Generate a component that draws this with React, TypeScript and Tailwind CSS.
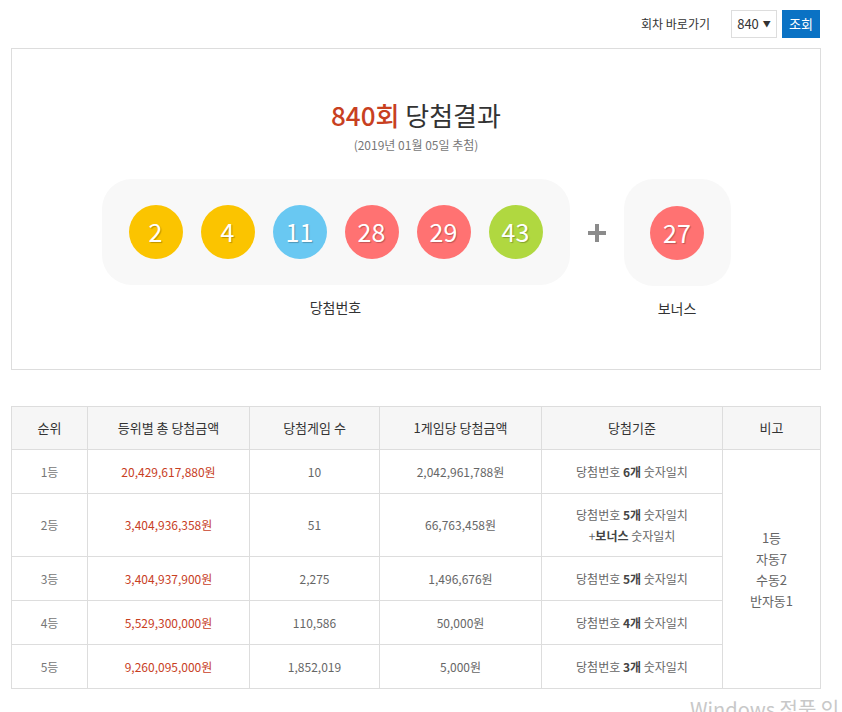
import React from "react";

const balls = [
  { n: 2, c: "bg-[#fbc400]" },
  { n: 4, c: "bg-[#fbc400]" },
  { n: 11, c: "bg-[#69c8f2]" },
  { n: 28, c: "bg-[#ff7272]" },
  { n: 29, c: "bg-[#ff7272]" },
  { n: 43, c: "bg-[#b0d840]" },
];

const rows = [
  { rank: "1등", total: "20,429,617,880원", games: "10", per: "2,042,961,788원", cnt: "6개", h: "h-[44px]" },
  { rank: "2등", total: "3,404,936,358원", games: "51", per: "66,763,458원", cnt: "5개", h: "h-[63px]", bonus: true },
  { rank: "3등", total: "3,404,937,900원", games: "2,275", per: "1,496,676원", cnt: "5개", h: "h-[44px]" },
  { rank: "4등", total: "5,529,300,000원", games: "110,586", per: "50,000원", cnt: "4개", h: "h-[44px]" },
  { rank: "5등", total: "9,260,095,000원", games: "1,852,019", per: "5,000원", cnt: "3개", h: "h-[44px]" },
];

function Ball({ n, c }: { n: number; c: string }) {
  return (
    <span
      className={`flex h-[54px] w-[54px] items-center justify-center rounded-full text-[25px] text-white [text-shadow:1px_1px_1px_rgba(0,0,0,0.25)] ${c}`}
    >
      {n}
    </span>
  );
}

export default function App() {
  return (
    <div className="relative h-[712px] w-[842px] overflow-hidden bg-white font-['Noto_Sans_CJK_KR','Noto_Sans',sans-serif] text-[#333]">
      <div className="flex h-[38px] items-end justify-end pr-[22px]">
        <span className="mr-[21px] self-center pt-[10px] text-[12px] text-[#333]">회차 바로가기</span>
        <div className="flex h-[28px] w-[46px] items-center justify-center gap-[4px] border border-[#ddd] text-[13px] text-[#333]">
          840<span className="text-[8px]">▼</span>
        </div>
        <button className="ml-[5px] h-[28px] w-[38px] bg-[#0a72c4] text-[13px] text-white">조회</button>
      </div>

      <div className="ml-[11px] mt-[10px] flex h-[322px] w-[810px] flex-col items-center border border-[#ddd] pt-[48px]">
        <h2 className="text-[26px] leading-[36px] text-[#333]">
          <span className="font-medium text-[#c8401f]">840회</span> 당첨결과
        </h2>
        <p className="mt-[3px] text-[12px] text-[#777]">(2019년 01월 05일 추첨)</p>

        <div className="mt-[25px] flex items-start gap-[18px]">
          <div className="flex flex-col items-center">
            <div className="flex gap-[18px] rounded-[30px] bg-[#f8f8f8] px-[27px] py-[26px]">
              {balls.map((b) => (
                <Ball key={b.n} n={b.n} c={b.c} />
              ))}
            </div>
            <span className="mt-[12px] text-[14px] text-[#333]">당첨번호</span>
          </div>
          <div className="flex h-[107px] w-[18px] items-center justify-center">
            <span className="relative block h-[18px] w-[18px]">
              <span className="absolute left-0 top-[7px] h-[4px] w-[18px] bg-[#8b8b8b]" />
              <span className="absolute left-[7px] top-0 h-[18px] w-[4px] bg-[#8b8b8b]" />
            </span>
          </div>
          <div className="flex flex-col items-center">
            <div className="flex h-[107px] w-[107px] items-center justify-center rounded-[30px] bg-[#f8f8f8]">
              <Ball n={27} c="bg-[#ff7272]" />
            </div>
            <span className="mt-[12px] text-[14px] text-[#333]">보너스</span>
          </div>
        </div>
      </div>

      <table className="ml-[11px] mt-[36px] w-[810px] table-fixed border-collapse text-center text-[12px]">
        <colgroup>
          <col className="w-[76px]" />
          <col className="w-[162px]" />
          <col className="w-[130px]" />
          <col className="w-[162px]" />
          <col className="w-[181px]" />
          <col />
        </colgroup>
        <thead>
          <tr className="h-[43px] bg-[#f6f6f6] text-[13px] text-[#333]">
            <th className="border border-[#ddd] font-normal">순위</th>
            <th className="border border-[#ddd] font-normal">등위별 총 당첨금액</th>
            <th className="border border-[#ddd] font-normal">당첨게임 수</th>
            <th className="border border-[#ddd] font-normal">1게임당 당첨금액</th>
            <th className="border border-[#ddd] font-normal">당첨기준</th>
            <th className="border border-[#ddd] font-normal">비고</th>
          </tr>
        </thead>
        <tbody className="text-[#666]">
          {rows.map((r, i) => (
            <tr key={r.rank} className={r.h}>
              <td className="border border-[#ddd] text-[#777]">{r.rank}</td>
              <td className="border border-[#ddd] text-[#c8401f]">{r.total}</td>
              <td className="border border-[#ddd]">{r.games}</td>
              <td className="border border-[#ddd]">{r.per}</td>
              <td className="border border-[#ddd] leading-[21px]">
                당첨번호 <strong className="font-semibold text-[#444]">{r.cnt}</strong> 숫자일치
                {r.bonus && (
                  <>
                    <br />+<strong className="font-semibold text-[#444]">보너스</strong> 숫자일치
                  </>
                )}
              </td>
              {i === 0 && (
                <td rowSpan={5} className="border border-[#ddd] align-middle text-[13px] leading-[21px]">
                  1등
                  <br />
                  자동7
                  <br />
                  수동2
                  <br />
                  반자동1
                </td>
              )}
            </tr>
          ))}
        </tbody>
      </table>

      <span className="absolute left-[690px] top-[694px] text-[20px] text-[#c8c8c8]">Windows 정품 인증</span>
    </div>
  );
}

====================

**The request:**
Take the listing above and print it exactly, apart from the pictures.

**Solution to this exercise:**
Generate a component that draws this with React, TypeScript and Tailwind CSS.
import React from "react";

const balls = [
  { n: 2, c: "bg-[#fbc400]" },
  { n: 4, c: "bg-[#fbc400]" },
  { n: 11, c: "bg-[#69c8f2]" },
  { n: 28, c: "bg-[#ff7272]" },
  { n: 29, c: "bg-[#ff7272]" },
  { n: 43, c: "bg-[#b0d840]" },
];

const rows = [
  { rank: "1등", total: "20,429,617,880원", games: "10", per: "2,042,961,788원", cnt: "6개", h: "h-[44px]" },
  { rank: "2등", total: "3,404,936,358원", games: "51", per: "66,763,458원", cnt: "5개", h: "h-[63px]", bonus: true },
  { rank: "3등", total: "3,404,937,900원", games: "2,275", per: "1,496,676원", cnt: "5개", h: "h-[44px]" },
  { rank: "4등", total: "5,529,300,000원", games: "110,586", per: "50,000원", cnt: "4개", h: "h-[44px]" },
  { rank: "5등", total: "9,260,095,000원", games: "1,852,019", per: "5,000원", cnt: "3개", h: "h-[44px]" },
];

function Ball({ n, c }: { n: number; c: string }) {
  return (
    <span
      className={`flex h-[54px] w-[54px] items-center justify-center rounded-full text-[25px] text-white [text-shadow:1px_1px_1px_rgba(0,0,0,0.25)] ${c}`}
    >
      {n}
    </span>
  );
}

export default function App() {
  return (
    <div className="relative h-[712px] w-[842px] overflow-hidden bg-white font-['Noto_Sans_CJK_KR','Noto_Sans',sans-serif] text-[#333]">
      <div className="flex h-[38px] items-end justify-end pr-[22px]">
        <span className="mr-[21px] self-center pt-[10px] text-[12px] text-[#333]">회차 바로가기</span>
        <div className="flex h-[28px] w-[46px] items-center justify-center gap-[4px] border border-[#ddd] text-[13px] text-[#333]">
          840<span className="text-[8px]">▼</span>
        </div>
        <button className="ml-[5px] h-[28px] w-[38px] bg-[#0a72c4] text-[13px] text-white">조회</button>
      </div>

      <div className="ml-[11px] mt-[10px] flex h-[322px] w-[810px] flex-col items-center border border-[#ddd] pt-[48px]">
        <h2 className="text-[26px] leading-[36px] text-[#333]">
          <span className="font-medium text-[#c8401f]">840회</span> 당첨결과
        </h2>
        <p className="mt-[3px] text-[12px] text-[#777]">(2019년 01월 05일 추첨)</p>

        <div className="mt-[25px] flex items-start gap-[18px]">
          <div className="flex flex-col items-center">
            <div className="flex gap-[18px] rounded-[30px] bg-[#f8f8f8] px-[27px] py-[26px]">
              {balls.map((b) => (
                <Ball key={b.n} n={b.n} c={b.c} />
              ))}
            </div>
            <span className="mt-[12px] text-[14px] text-[#333]">당첨번호</span>
          </div>
          <div className="flex h-[107px] w-[18px] items-center justify-center">
            <span className="relative block h-[18px] w-[18px]">
              <span className="absolute left-0 top-[7px] h-[4px] w-[18px] bg-[#8b8b8b]" />
              <span className="absolute left-[7px] top-0 h-[18px] w-[4px] bg-[#8b8b8b]" />
            </span>
          </div>
          <div className="flex flex-col items-center">
            <div className="flex h-[107px] w-[107px] items-center justify-center rounded-[30px] bg-[#f8f8f8]">
              <Ball n={27} c="bg-[#ff7272]" />
            </div>
            <span className="mt-[12px] text-[14px] text-[#333]">보너스</span>
          </div>
        </div>
      </div>

      <table className="ml-[11px] mt-[36px] w-[810px] table-fixed border-collapse text-center text-[12px]">
        <colgroup>
          <col className="w-[76px]" />
          <col className="w-[162px]" />
          <col className="w-[130px]" />
          <col className="w-[162px]" />
          <col className="w-[181px]" />
          <col />
        </colgroup>
        <thead>
          <tr className="h-[43px] bg-[#f6f6f6] text-[13px] text-[#333]">
            <th className="border border-[#ddd] font-normal">순위</th>
            <th className="border border-[#ddd] font-normal">등위별 총 당첨금액</th>
            <th className="border border-[#ddd] font-normal">당첨게임 수</th>
            <th className="border border-[#ddd] font-normal">1게임당 당첨금액</th>
            <th className="border border-[#ddd] font-normal">당첨기준</th>
            <th className="border border-[#ddd] font-normal">비고</th>
          </tr>
        </thead>
        <tbody className="text-[#666]">
          {rows.map((r, i) => (
            <tr key={r.rank} className={r.h}>
              <td className="border border-[#ddd] text-[#777]">{r.rank}</td>
              <td className="border border-[#ddd] text-[#c8401f]">{r.total}</td>
              <td className="border border-[#ddd]">{r.games}</td>
              <td className="border border-[#ddd]">{r.per}</td>
              <td className="border border-[#ddd] leading-[21px]">
                당첨번호 <strong className="font-semibold text-[#444]">{r.cnt}</strong> 숫자일치
                {r.bonus && (
                  <>
                    <br />+<strong className="font-semibold text-[#444]">보너스</strong> 숫자일치
                  </>
                )}
              </td>
              {i === 0 && (
                <td rowSpan={5} className="border border-[#ddd] align-middle text-[13px] leading-[21px]">
                  1등
                  <br />
                  자동7
                  <br />
                  수동2
                  <br />
                  반자동1
                </td>
              )}
            </tr>
          ))}
        </tbody>
      </table>

      <span className="absolute left-[690px] top-[694px] text-[20px] text-[#c8c8c8]">Windows 정품 인증</span>
    </div>
  );
}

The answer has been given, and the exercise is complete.